- [DATA PROVIDED]:
- - - - -

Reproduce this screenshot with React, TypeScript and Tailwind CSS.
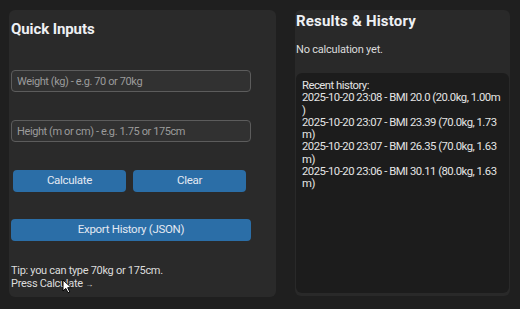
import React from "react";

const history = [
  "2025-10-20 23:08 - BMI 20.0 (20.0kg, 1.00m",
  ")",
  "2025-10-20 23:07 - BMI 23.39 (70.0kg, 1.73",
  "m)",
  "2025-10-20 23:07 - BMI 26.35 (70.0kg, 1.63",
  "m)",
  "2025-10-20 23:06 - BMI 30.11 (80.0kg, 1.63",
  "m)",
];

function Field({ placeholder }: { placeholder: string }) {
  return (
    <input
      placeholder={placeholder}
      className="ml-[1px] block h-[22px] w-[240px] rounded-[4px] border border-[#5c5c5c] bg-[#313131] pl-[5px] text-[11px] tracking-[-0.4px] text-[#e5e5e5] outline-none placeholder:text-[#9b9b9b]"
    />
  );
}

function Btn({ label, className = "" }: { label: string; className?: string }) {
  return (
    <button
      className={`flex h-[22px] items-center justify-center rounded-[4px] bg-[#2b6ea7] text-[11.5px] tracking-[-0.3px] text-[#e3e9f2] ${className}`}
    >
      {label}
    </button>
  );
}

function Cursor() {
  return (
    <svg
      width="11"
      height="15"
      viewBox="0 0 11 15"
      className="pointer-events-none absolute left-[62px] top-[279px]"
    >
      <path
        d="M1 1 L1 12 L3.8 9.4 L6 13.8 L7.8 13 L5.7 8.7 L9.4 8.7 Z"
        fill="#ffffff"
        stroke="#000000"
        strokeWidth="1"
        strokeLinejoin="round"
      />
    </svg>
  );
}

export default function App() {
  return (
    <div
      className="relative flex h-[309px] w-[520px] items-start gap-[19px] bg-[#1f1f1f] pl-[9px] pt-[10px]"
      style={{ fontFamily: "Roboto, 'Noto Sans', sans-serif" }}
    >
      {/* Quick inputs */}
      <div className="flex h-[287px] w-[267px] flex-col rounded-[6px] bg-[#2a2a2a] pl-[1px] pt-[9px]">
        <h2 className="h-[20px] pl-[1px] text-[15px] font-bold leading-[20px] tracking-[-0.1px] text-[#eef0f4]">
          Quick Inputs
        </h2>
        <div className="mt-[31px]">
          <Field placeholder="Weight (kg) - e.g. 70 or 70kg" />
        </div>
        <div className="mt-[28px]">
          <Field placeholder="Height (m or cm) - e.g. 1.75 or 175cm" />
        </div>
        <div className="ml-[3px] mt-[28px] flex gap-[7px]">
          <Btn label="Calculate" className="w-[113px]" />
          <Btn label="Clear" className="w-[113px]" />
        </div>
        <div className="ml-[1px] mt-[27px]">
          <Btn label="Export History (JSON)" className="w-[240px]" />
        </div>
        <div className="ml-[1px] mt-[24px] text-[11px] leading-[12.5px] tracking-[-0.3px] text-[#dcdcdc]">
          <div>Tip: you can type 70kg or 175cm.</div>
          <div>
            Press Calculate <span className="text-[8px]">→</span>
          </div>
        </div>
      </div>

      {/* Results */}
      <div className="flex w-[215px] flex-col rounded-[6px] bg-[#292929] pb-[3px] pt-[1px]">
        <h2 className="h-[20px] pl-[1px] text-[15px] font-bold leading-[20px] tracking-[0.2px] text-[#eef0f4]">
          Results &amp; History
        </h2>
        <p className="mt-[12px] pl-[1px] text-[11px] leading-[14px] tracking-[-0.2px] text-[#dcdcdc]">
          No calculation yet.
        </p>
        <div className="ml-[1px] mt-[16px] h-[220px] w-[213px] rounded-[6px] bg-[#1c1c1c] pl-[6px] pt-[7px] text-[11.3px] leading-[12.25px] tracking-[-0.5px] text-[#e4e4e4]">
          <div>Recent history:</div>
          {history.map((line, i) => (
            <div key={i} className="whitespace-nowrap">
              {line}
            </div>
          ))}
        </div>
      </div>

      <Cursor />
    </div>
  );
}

- - - - -

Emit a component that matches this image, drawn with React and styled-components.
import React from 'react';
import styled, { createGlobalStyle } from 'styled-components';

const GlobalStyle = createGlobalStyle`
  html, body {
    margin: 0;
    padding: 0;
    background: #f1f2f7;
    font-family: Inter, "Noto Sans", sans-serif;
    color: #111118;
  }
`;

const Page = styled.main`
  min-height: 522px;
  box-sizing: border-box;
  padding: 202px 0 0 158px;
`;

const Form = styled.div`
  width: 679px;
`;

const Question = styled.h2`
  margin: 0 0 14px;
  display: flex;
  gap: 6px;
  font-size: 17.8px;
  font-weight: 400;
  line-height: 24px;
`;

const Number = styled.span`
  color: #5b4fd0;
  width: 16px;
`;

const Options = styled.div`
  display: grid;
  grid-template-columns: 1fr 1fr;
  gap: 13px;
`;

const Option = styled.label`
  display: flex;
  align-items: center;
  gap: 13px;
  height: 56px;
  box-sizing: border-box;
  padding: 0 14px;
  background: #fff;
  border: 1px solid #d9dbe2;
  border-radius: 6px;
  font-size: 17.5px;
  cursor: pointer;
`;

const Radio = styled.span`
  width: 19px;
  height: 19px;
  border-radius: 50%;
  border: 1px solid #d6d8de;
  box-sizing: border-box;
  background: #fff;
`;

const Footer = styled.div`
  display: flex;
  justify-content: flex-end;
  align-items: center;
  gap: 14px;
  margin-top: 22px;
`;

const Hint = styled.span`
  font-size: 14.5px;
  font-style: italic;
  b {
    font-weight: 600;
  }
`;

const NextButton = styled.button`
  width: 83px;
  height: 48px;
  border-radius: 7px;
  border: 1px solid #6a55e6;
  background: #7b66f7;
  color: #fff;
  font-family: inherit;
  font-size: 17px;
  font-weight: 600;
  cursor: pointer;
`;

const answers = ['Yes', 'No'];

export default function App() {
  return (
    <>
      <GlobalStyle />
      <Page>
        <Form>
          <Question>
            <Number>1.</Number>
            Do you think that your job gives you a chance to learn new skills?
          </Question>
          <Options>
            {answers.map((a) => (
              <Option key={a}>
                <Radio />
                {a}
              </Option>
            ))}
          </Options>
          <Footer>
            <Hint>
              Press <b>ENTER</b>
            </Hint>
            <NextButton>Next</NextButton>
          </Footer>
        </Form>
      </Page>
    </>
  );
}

- - - - -

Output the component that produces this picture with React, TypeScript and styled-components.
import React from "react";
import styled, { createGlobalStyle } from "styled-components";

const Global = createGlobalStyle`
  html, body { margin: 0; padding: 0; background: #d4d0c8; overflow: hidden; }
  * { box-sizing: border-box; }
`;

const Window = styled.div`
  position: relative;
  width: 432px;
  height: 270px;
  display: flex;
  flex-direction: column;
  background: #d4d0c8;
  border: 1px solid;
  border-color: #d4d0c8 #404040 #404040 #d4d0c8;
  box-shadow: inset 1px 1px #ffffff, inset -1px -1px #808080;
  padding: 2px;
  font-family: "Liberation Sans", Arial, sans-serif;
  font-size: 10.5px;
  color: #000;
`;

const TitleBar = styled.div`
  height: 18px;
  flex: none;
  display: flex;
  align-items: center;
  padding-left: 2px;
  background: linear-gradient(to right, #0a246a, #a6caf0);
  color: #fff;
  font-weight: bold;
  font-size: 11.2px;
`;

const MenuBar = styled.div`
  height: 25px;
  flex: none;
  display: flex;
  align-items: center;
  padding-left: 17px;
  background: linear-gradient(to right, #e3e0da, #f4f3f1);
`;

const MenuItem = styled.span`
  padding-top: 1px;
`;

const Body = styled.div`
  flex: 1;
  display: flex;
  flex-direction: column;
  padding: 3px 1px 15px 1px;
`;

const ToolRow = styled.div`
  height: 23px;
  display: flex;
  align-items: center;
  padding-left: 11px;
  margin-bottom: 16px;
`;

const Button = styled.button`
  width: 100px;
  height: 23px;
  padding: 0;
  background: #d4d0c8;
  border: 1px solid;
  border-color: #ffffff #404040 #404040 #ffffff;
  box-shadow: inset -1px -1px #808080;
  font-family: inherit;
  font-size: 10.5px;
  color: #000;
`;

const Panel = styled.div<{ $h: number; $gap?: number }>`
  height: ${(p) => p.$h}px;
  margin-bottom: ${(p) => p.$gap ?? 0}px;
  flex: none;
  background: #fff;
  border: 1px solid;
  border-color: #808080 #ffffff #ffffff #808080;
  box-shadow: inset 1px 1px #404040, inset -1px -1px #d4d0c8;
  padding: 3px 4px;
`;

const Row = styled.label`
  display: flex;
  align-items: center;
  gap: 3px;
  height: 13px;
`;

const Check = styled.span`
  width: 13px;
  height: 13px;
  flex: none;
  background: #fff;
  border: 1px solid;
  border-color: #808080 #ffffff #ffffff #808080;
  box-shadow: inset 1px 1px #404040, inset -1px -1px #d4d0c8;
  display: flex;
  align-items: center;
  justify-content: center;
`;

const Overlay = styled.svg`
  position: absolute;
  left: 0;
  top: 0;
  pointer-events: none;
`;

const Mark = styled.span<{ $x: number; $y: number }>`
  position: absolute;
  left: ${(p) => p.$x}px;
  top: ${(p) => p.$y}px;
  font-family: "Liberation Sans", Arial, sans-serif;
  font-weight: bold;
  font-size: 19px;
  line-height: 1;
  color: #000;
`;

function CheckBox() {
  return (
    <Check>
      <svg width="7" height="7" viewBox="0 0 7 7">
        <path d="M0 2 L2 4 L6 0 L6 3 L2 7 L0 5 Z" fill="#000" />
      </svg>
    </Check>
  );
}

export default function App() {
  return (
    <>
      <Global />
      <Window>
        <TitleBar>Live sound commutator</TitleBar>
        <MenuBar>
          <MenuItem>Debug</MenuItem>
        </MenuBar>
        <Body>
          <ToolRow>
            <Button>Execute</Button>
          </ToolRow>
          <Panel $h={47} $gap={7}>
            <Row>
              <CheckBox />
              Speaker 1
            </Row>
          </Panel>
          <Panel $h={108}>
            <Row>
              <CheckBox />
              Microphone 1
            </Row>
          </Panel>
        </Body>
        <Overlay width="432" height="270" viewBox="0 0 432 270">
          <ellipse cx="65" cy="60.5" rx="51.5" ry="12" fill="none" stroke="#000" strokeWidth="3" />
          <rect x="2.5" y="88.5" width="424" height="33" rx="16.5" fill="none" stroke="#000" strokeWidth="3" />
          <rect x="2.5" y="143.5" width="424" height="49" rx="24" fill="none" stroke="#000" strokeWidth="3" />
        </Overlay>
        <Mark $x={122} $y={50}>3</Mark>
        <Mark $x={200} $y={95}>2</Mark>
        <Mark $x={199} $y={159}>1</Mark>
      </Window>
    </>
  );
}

- - - - -

- [STATED PROBLEM]:
From the line with "Emit a component" through the line with "const answers = ['Yes', 'No'];", set down every line exactly and nothing besides.

- [REPLY TO THE TASK]:
Emit a component that matches this image, drawn with React and styled-components.
import React from 'react';
import styled, { createGlobalStyle } from 'styled-components';

const GlobalStyle = createGlobalStyle`
  html, body {
    margin: 0;
    padding: 0;
    background: #f1f2f7;
    font-family: Inter, "Noto Sans", sans-serif;
    color: #111118;
  }
`;

const Page = styled.main`
  min-height: 522px;
  box-sizing: border-box;
  padding: 202px 0 0 158px;
`;

const Form = styled.div`
  width: 679px;
`;

const Question = styled.h2`
  margin: 0 0 14px;
  display: flex;
  gap: 6px;
  font-size: 17.8px;
  font-weight: 400;
  line-height: 24px;
`;

const Number = styled.span`
  color: #5b4fd0;
  width: 16px;
`;

const Options = styled.div`
  display: grid;
  grid-template-columns: 1fr 1fr;
  gap: 13px;
`;

const Option = styled.label`
  display: flex;
  align-items: center;
  gap: 13px;
  height: 56px;
  box-sizing: border-box;
  padding: 0 14px;
  background: #fff;
  border: 1px solid #d9dbe2;
  border-radius: 6px;
  font-size: 17.5px;
  cursor: pointer;
`;

const Radio = styled.span`
  width: 19px;
  height: 19px;
  border-radius: 50%;
  border: 1px solid #d6d8de;
  box-sizing: border-box;
  background: #fff;
`;

const Footer = styled.div`
  display: flex;
  justify-content: flex-end;
  align-items: center;
  gap: 14px;
  margin-top: 22px;
`;

const Hint = styled.span`
  font-size: 14.5px;
  font-style: italic;
  b {
    font-weight: 600;
  }
`;

const NextButton = styled.button`
  width: 83px;
  height: 48px;
  border-radius: 7px;
  border: 1px solid #6a55e6;
  background: #7b66f7;
  color: #fff;
  font-family: inherit;
  font-size: 17px;
  font-weight: 600;
  cursor: pointer;
`;

const answers = ['Yes', 'No'];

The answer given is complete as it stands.